JWST Thermal Emission of the Terrestrial Exoplanet GJ 1132b

TL;DR

This study uses JWST's MIRI instrument to measure the thermal emission of GJ 1132b, revealing a hot, likely atmosphere-free rocky surface with no significant atmosphere detected, supporting the 'Cosmic Shoreline' hypothesis.

Contribution

First thermal emission measurement of GJ 1132b with JWST, constraining its surface temperature and ruling out thick atmospheres with certain compositions.

Findings

Measured dayside temperature of 709±31 K.

Ruled out Earth-like and thick Venus-like atmospheres with specific compositions.
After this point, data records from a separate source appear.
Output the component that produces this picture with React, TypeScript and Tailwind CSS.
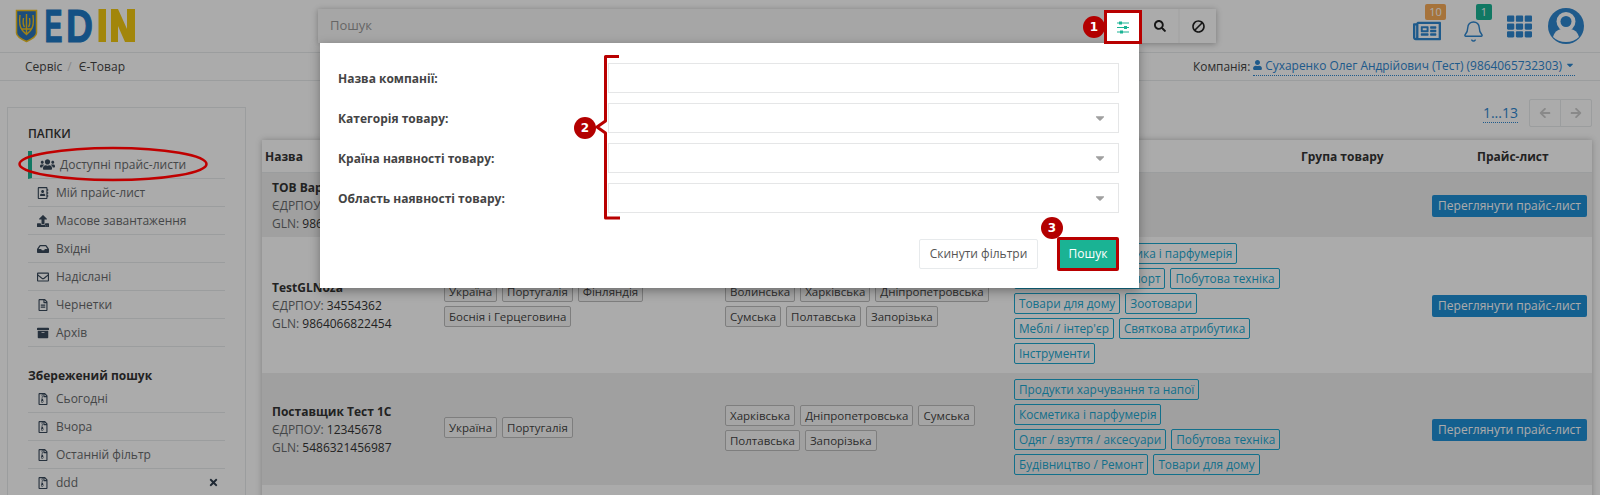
import React from 'react';
import { Bell } from 'lucide-react';
import {
    FaArchive, FaArrowLeft, FaArrowRight, FaBan, FaCaretDown, FaInbox, FaRegAddressBook,
    FaRegEnvelope, FaRegFileAlt, FaRegFileArchive, FaRegNewspaper, FaSearch, FaTh, FaTimes, FaUpload, FaUser, FaUsers,
} from 'react-icons/fa';

const folders = [
    { label: 'Мій прайс-лист', icon: FaRegAddressBook },
    { label: 'Масове завантаження', icon: FaUpload },
    { label: 'Вхідні', icon: FaInbox },
    { label: 'Надіслані', icon: FaRegEnvelope },
    { label: 'Чернетки', icon: FaRegFileAlt },
    { label: 'Архів', icon: FaArchive },
];

const savedSearches = ['Сьогодні', 'Вчора', 'Останній фільтр', 'ddd'];

const rows = [
    {
        name: 'ТОВ Варус', edrpou: '30982361', gln: '9864066822100', countries: [], regions: [], groups: [],
        rowClass: 'bg-[#efefef] min-h-[64px]', action: true,
    },
    {
        name: 'TestGLNoza', edrpou: '34554362', gln: '9864066822454',
        countries: ['Україна', 'Португалія', 'Фінляндія', 'Боснія і Герцеговина'],
        regions: ['Волинська', 'Харківська', 'Дніпропетровська', 'Сумська', 'Полтавська', 'Запорізька'],
        groups: ['Продукти і', 'Косметика і парфумерія', 'Авто-товари / транспорт', 'Побутова техніка', 'Товари для дому', 'Зоотовари', "Меблі / інтер'єр", 'Святкова атрибутика', 'Інструменти'],
        rowClass: 'bg-white min-h-[136px]', action: true,
    },
    {
        name: 'Поставщик Тест 1С', edrpou: '12345678', gln: '5486321456987',
        countries: ['Україна', 'Португалія'],
        regions: ['Харківська', 'Дніпропетровська', 'Сумська', 'Полтавська', 'Запорізька'],
        groups: ['Продукти харчування та напої', 'Косметика і парфумерія', 'Одяг / взуття / аксесуари', 'Побутова техніка', 'Будівництво / Ремонт', 'Товари для дому'],
        rowClass: 'bg-[#efefef] min-h-[112px]', action: true,
    },
    {
        name: '', edrpou: '', gln: '', countries: [], regions: [],
        groups: ['Продукти і', 'Косметика і парфумерія', 'Одяг / взуття / аксесуари', 'Побутова техніка', 'Будівництво / Ремонт', 'Товари для дому', 'Зоотовари', 'Інструменти'],
        rowClass: 'bg-white min-h-[136px]', action: false,
    },
];

const fields = [
    { label: 'Назва компанії:', select: false },
    { label: 'Категорія товару:', select: true },
    { label: 'Країна наявності товару:', select: true },
    { label: 'Область наявності товару:', select: true },
];

const Logo = () => (
    <svg width="120" height="34" viewBox="0 0 120 34" className="shrink-0">
        <path d="M1.5 1.5 H21.5 V24 Q21.5 28 11.5 32.5 Q1.5 28 1.5 24 Z" fill="#2a74b8" stroke="#f0c020" strokeWidth="1.5" />
        <path d="M11.5 5 V25 M5 6 Q3.5 17 7.5 21.5 L11.5 25.5 L15.5 21.5 Q19.5 17 18 6 M8.5 9 Q7.5 15 9.5 18 M14.5 9 Q15.5 15 13.5 18 M6.5 20 H16.5" fill="none" stroke="#f0c020" strokeWidth="1.4" />
        <text x="29.5" y="33" fontFamily="Liberation Sans" fontWeight="700" fontSize="46" textLength="18" lengthAdjust="spacingAndGlyphs" fill="#1f7ac5" stroke="#1f7ac5" strokeWidth="1">E</text>
        <text x="51" y="33" fontFamily="Liberation Sans" fontWeight="700" fontSize="46" textLength="27" lengthAdjust="spacingAndGlyphs" fill="#1f7ac5" stroke="#1f7ac5" strokeWidth="1">D</text>
        <rect x="83.5" y="0" width="7.5" height="33" fill="#f2c811" />
        <path d="M96 0 H103 L112 20 V33 H110 L103 17 V33 H96 Z" fill="#f2c811" />
        <rect x="112" y="0" width="8" height="33" fill="#f2c811" />
    </svg>
);

const Avatar = () => (
    <svg width="36" height="36" viewBox="0 0 36 36">
        <circle cx="18" cy="18" r="18" fill="#2e86cf" />
        <path d="M5 29 Q7 22 13 21 H23 Q29 22 31 29 Q26 34 18 34 Q10 34 5 29 Z" fill="#fff" />
        <circle cx="18" cy="13.5" r="9.5" fill="#fff" />
        <circle cx="18" cy="13.5" r="5.5" fill="#2e86cf" />
    </svg>
);

const Tag = ({ children, accent }: { children: React.ReactNode; accent?: boolean }) => (
    <span className={`inline-block h-[21px] mb-[4px] px-[4px] border rounded-[2px] leading-[19px] whitespace-nowrap ${accent ? 'text-[11.8px] border-[#1ca7cf] text-[#1ca7cf]' : 'text-[11.5px] border-[#bdbdbd] text-[#444] bg-[#f7f7f7]'}`}>
        {children}
    </span>
);

const NavRow = ({ label, icon: Icon, trailing }: { label: string; icon: React.ComponentType<{ className?: string }>; trailing?: boolean }) => (
    <div className="h-[28px] flex items-center pl-[9px] pr-[6px] border-b border-[#e7eaec] text-[12px] text-[#676a6c]">
        <Icon className="w-[12px] h-[12px] mr-[7px] text-[#3a4a5c]" />
        <span>{label}</span>
        {trailing && <FaTimes className="ml-auto w-[11px] h-[11px] text-[#2f3e4e]" />}
    </div>
);

const Badge = ({ n, className }: { n: number; className: string }) => (
    <div className={`absolute w-[22px] h-[22px] rounded-full bg-[#b30000] text-white font-['DejaVu_Sans',sans-serif] text-[12px] font-bold flex items-center justify-center ${className}`}>
        {n}
    </div>
);

export default function App() {
    return (
        <div className="relative h-[495px] w-[1600px] overflow-hidden bg-white font-['Open_Sans',sans-serif] text-[12px] text-[#676a6c]">
            {/* шапка */}
            <header className="h-[53px] flex items-center pl-[15px] border-b border-[#e7eaec]">
                <Logo />
                <div className="ml-[183px] w-[898px] h-[34px] flex items-stretch bg-[#f8f8f8] shadow-[0_1px_6px_rgba(0,0,0,0.3)]">
                    <span className="flex-1 pl-[12px] text-[13px] leading-[32px] text-[#999]">Пошук</span>
                    <div className="w-[38px]" />
                    <div className="w-[36px] ml-[1px] bg-white flex items-center justify-center"><FaSearch className="w-[12px] h-[12px] text-[#222]" /></div>
                    <div className="w-[36px] ml-[2px] bg-white flex items-center justify-center"><FaBan className="w-[13px] h-[13px] text-[#222] -scale-x-100" /></div>
                </div>
                <div className="ml-[197px] flex items-center">
                    <div className="relative w-[28px] h-[36px] flex items-end">
                        <FaRegNewspaper className="w-[30px] h-[26px] text-[#2e86cf]" />
                        <span className="absolute left-[12px] top-[-4px] w-[21px] h-[16px] rounded-[2px] bg-[#f8ac59] text-white text-[11px] leading-[16px] text-center">10</span>
                    </div>
                    <div className="relative ml-[21px] w-[23px] h-[36px] flex items-end">
                        <Bell size={25} strokeWidth={1.5} className="text-[#2e86cf]" />
                        <span className="absolute left-[14px] top-[-4px] w-[16px] h-[16px] rounded-[2px] bg-[#1ab394] text-white text-[11px] leading-[16px] text-center">1</span>
                    </div>
                    <FaTh className="ml-[22px] w-[25px] h-[25px] text-[#2e86cf]" />
                    <div className="ml-[16px]"><Avatar /></div>
                </div>
            </header>

            {/* хлібні крихти */}
            <div className="h-[28px] flex items-center pl-[25px] pr-[25px] border-b border-[#e7eaec] text-[#444]">
                <span>Сервіс</span>
                <span className="mx-[5px] text-[#ccc]">/</span>
                <span className="ml-[2px]">Є-Товар</span>
                <span className="ml-auto text-[11.9px]">Компанія:</span>
                <span className="ml-[3px] pb-[1px] flex items-center border-b border-dotted border-[#2e86cf] text-[11.9px] text-[#2e86cf]">
                    <FaUser className="w-[9px] h-[10px] mr-[3px]" />
                    Сухаренко Олег Андрійович (Тест) (9864065732303)
                    <FaCaretDown className="w-[10px] h-[10px] ml-[3px]" />
                </span>
            </div>

            <div className="flex items-start">
                {/* папки */}
                <aside className="ml-[7px] mt-[26px] w-[239px] h-[400px] pt-[17px] pl-[20px] pr-[20px] border border-[#e7eaec]">
                    <div className="h-[26px] font-semibold text-[#333] leading-[18px]">ПАПКИ</div>
                    <div className="h-[28px] flex items-center pl-[8px] border-l-[4px] border-b border-[#e7eaec] border-l-[#1ab394] text-[#676a6c]">
                        <FaUsers className="w-[15px] h-[15px] mr-[5px] text-[#3a4a5c]" />
                        <span>Доступні прайс-листи</span>
                    </div>
                    {folders.map((f) => <NavRow key={f.label} label={f.label} icon={f.icon} />)}
                    <div className="mt-[20px] h-[18px] font-bold text-[#333] leading-[18px]">Збережений пошук</div>
                    {savedSearches.map((s) => <NavRow key={s} label={s} icon={FaRegFileArchive} trailing={s === 'ddd'} />)}
                </aside>

                <main className="ml-[16px] mt-[18px] w-[1330px]">
                    <div className="h-[28px] mb-[13px] flex items-center justify-end">
                        <span className="mr-[11px] pb-[1px] border-b border-dotted border-[#2e86cf] text-[14px] leading-[17px] text-[#2e86cf]">1...13</span>
                        <div className="w-[32px] h-[28px] flex items-center justify-center border border-[#e7eaec] rounded-l-[2px]"><FaArrowLeft className="w-[12px] h-[12px] text-[#ccc]" /></div>
                        <div className="w-[32px] h-[28px] -ml-[1px] flex items-center justify-center border border-[#e7eaec] rounded-r-[2px]"><FaArrowRight className="w-[12px] h-[12px] text-[#ccc]" /></div>
                    </div>

                    <div className="shadow-[0_0_6px_rgba(0,0,0,0.25)]">
                        <div className="h-[33px] pt-[2px] grid grid-cols-[182px_281px_289px_418px_160px] items-center border-b border-[#e7eaec] font-bold text-[#333]">
                            <span className="pl-[3px]">Назва</span>
                            <span />
                            <span />
                            <span className="pl-[287px] whitespace-nowrap">Група товару</span>
                            <span className="pl-[45px] whitespace-nowrap">Прайс-лист</span>
                        </div>
                        {rows.map((row) => (
                            <div key={row.gln + row.rowClass} className={`grid grid-cols-[182px_281px_289px_418px_160px] items-center ${row.rowClass}`}>
                                <div className="pl-[10px] pt-[1px] whitespace-nowrap">
                                    {row.name && (
                                        <>
                                            <div className="font-bold text-[#333]">{row.name}</div>
                                            <div>ЄДРПОУ: <span className="text-[#333]">{row.edrpou}</span></div>
                                            <div>GLN: <span className="text-[#333]">{row.gln}</span></div>
                                        </>
                                    )}
                                </div>
                                <div className="pt-[1px] flex flex-wrap gap-x-[5px] pr-[4px]">
                                    {row.countries.map((t) => <Tag key={t}>{t}</Tag>)}
                                </div>
                                <div className="pt-[1px] flex flex-wrap gap-x-[5px] pr-[4px]">
                                    {row.regions.map((t) => <Tag key={t}>{t}</Tag>)}
                                </div>
                                <div className="w-[272px] flex flex-wrap gap-x-[5px]">
                                    {row.groups.map((t) => <Tag key={t} accent>{t}</Tag>)}
                                </div>
                                <div className="pt-[1px]">
                                    {row.action && (
                                        <span className="inline-block h-[22px] w-[155px] rounded-[2px] bg-[#1f8fd6] text-center text-white leading-[22px] whitespace-nowrap">Переглянути прайс-лист</span>
                                    )}
                                </div>
                            </div>
                        ))}
                    </div>
                </main>
            </div>

            {/* затемнення */}
            <div className="absolute inset-0 bg-black/[0.33]" />

            {/* модальне вікно фільтрів */}
            <div className="absolute left-[320px] top-[43px] w-[819px] h-[245px] pt-[20px] pl-[18px] pr-[20px] bg-white shadow-[0_3px_10px_rgba(0,0,0,0.35)]">
                {fields.map((f) => (
                    <div key={f.label} className="h-[30px] mb-[10px] flex items-center">
                        <label className="w-[270px] pt-[2px] font-bold text-[#444]">{f.label}</label>
                        <div className="w-[511px] h-[30px] border border-[#e5e6e7] flex items-center justify-end pr-[11px]">
                            {f.select && <FaCaretDown className="w-[14px] h-[14px] text-[#a0a0a0]" />}
                        </div>
                    </div>
                ))}
                <div className="mt-[24px] flex items-center justify-end">
                    <button className="w-[119px] h-[30px] border border-[#e7eaec] rounded-[2px] text-[#555] bg-white">Скинути фільтри</button>
                    <button className="ml-[19px] w-[62px] h-[34px] border-[3px] border-[#b80000] rounded-[2px] bg-[#1ab394] text-white">Пошук</button>
                </div>
            </div>

            {/* анотації */}
            <div className="absolute left-[1104px] top-[10px] w-[38px] h-[34px] bg-white border-[3px] border-[#b80000] flex items-center justify-center">
                <svg width="14" height="13" viewBox="0 0 14 13">
                    <path d="M1 2H13M1 6.5H13M1 11H13" stroke="#1ab394" strokeWidth="1" fill="none" />
                    <rect x="3" y="0.5" width="3" height="3" fill="#1ab394" />
                    <rect x="8" y="5" width="3" height="3" fill="#1ab394" />
                    <rect x="4" y="9.5" width="3" height="3" fill="#1ab394" />
                </svg>
            </div>
            <Badge n={1} className="left-[1083px] top-[16px]" />
            <Badge n={2} className="left-[574px] top-[117px]" />
            <Badge n={3} className="left-[1041px] top-[217px]" />
            <svg className="absolute left-[590px] top-[52px]" width="34" height="170" viewBox="0 0 34 170">
                <path d="M29 4.5 H15.5 V69 L7 75 L15.5 81 V166 H30" fill="none" stroke="#b80000" strokeWidth="3" strokeLinejoin="round" />
            </svg>
            <svg className="absolute left-[17px] top-[145px]" width="192" height="38" viewBox="0 0 192 38">
                <ellipse cx="96" cy="19" rx="93.5" ry="16" fill="none" stroke="#c00000" strokeWidth="2.5" />
            </svg>
        </div>
    );
}
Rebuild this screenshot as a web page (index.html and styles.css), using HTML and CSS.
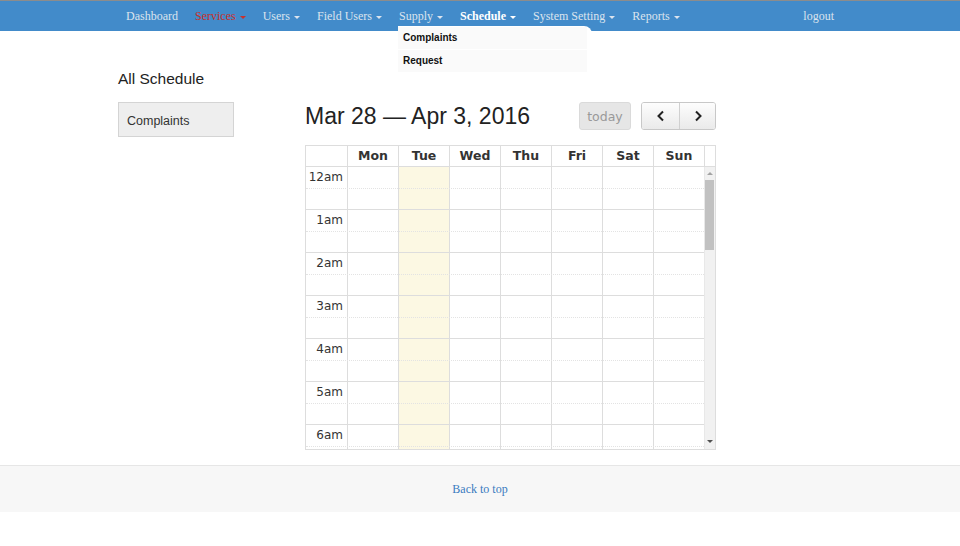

Detected a featureless blackbody emission spectrum.

Abstract

We present thermal emission measurements of GJ 1132b spanning 5--12 um obtained with the Mid-Infrared Instrument Low-Resolution Spectrometer (MIRI/LRS) on the James Webb Space Telescope (JWST). GJ 1132b is an M-dwarf rocky planet with Teq=584 K and an orbital period of 1.6 days. We measure a white-light secondary eclipse depth of 140+/-17 ppm, which corresponds to a dayside brightness temperature of Tp,dayside= 709+/-31 K using improved star and planet parameters. This measured temperature is only 1 sigma below the maximum possible dayside temperature of a bare rock (i.e., assuming a zero albedo planet with no heat redistribution, Tmax = 746+14/-11 K). The emission spectrum is consistent with a featureless blackbody, which agrees with a wide range of possible surface compositions. By comparing forward models to the dayside emission spectrum, we rule out Earth-thickness (P ~ 1 bar) atmospheres with at least 1% H2O, atmospheres of any modeled thickness (10^-4 -- 10^2 bar) that contain at least 1% CO2, and thick, Venus-like atmospheres (P>~100 bar) with at least 1 ppm CO2 or H2O. We therefore conclude that GJ 1132b likely does not have a significant atmosphere. This finding supports the concept of a universal 'Cosmic Shoreline' given the high level of bolometric and XUV irradiation received by the planet.